Urban transport - Going nowhere fast?

Charles Secrett, Executive Director, Friends of the Earth; Member, UK Round Table on Sustainable Development (Chair, Subgroup on sustainable transport sector)

My main argument will be that current transport policies and patterns of movement are unsustainable, in environmental, economic and social terms. Society cannot continue to bear the costs of its over reliant dependence on the car and lorry, whether that cost is measured in terms of lost economic productivity due to congestion; environmental damage including unsustainable rates of greenhouse gas and other health threatening pollution emissions or the loss of nationally important wildlife habitats; the estimated deaths and serious illness rates caused by traffic pollution, along with the growing deaths and serious injury rates for road users like cyclists and pedestrians; or, with the growing deaths and serious injury rates for road users like cyclists and pedestrians; or, the adverse impacts of noise or social severance.

With current traffic levels set to double over the next 25-30 years, society must act to correct this over-weaning dependence on cars and lorries. In essence, we need transport policies and travel patterns that are based on increasing accessibility, rather than mobility.

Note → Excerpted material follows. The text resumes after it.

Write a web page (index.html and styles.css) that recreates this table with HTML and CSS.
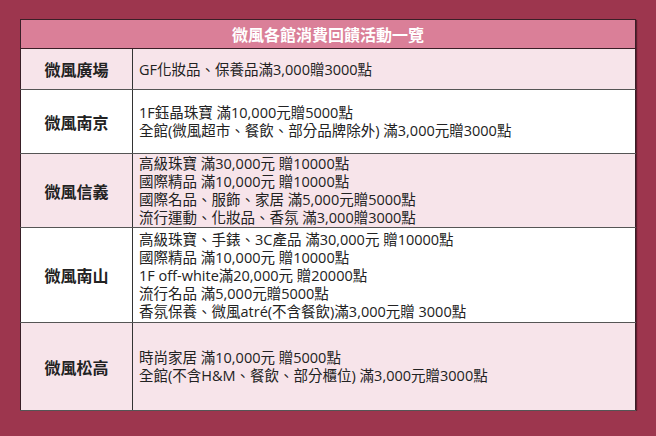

Architects, planners and engineers have a prime role to play, along with politicians, civil servants and the population at large, in bringing this transition about.

For example, architects and planners can work to ensure that the places we live, work and play reduce the need to travel by private car for many standard journeys; and, that alternative ways of moving about are provided, and to the same standard people associate with their cars i.e. that public transport systems or facilities for cyclists and walkers, are as efficient, reliable, safe, convenient and affordable as private transport is perceived to be.

Similarly, engineers can both design and build cards and lorries to minimise their environmental and social impact, by making them non-polluting, and out of materials that can be recycled and reused, to the highest fuel efficiency standards, and quieter. Public transport systems and vehicles should be designed and built along similar principles, and be as easy to use for a parent with heavy shopping bags and two kids, or an old aged pensioner, as they are for a fit and unencumbered single adult. Finally, roads must be guaranteed in their design and sitting not to traverse or threaten important wildlife, archaeological or other sites of cultural or environmental significance.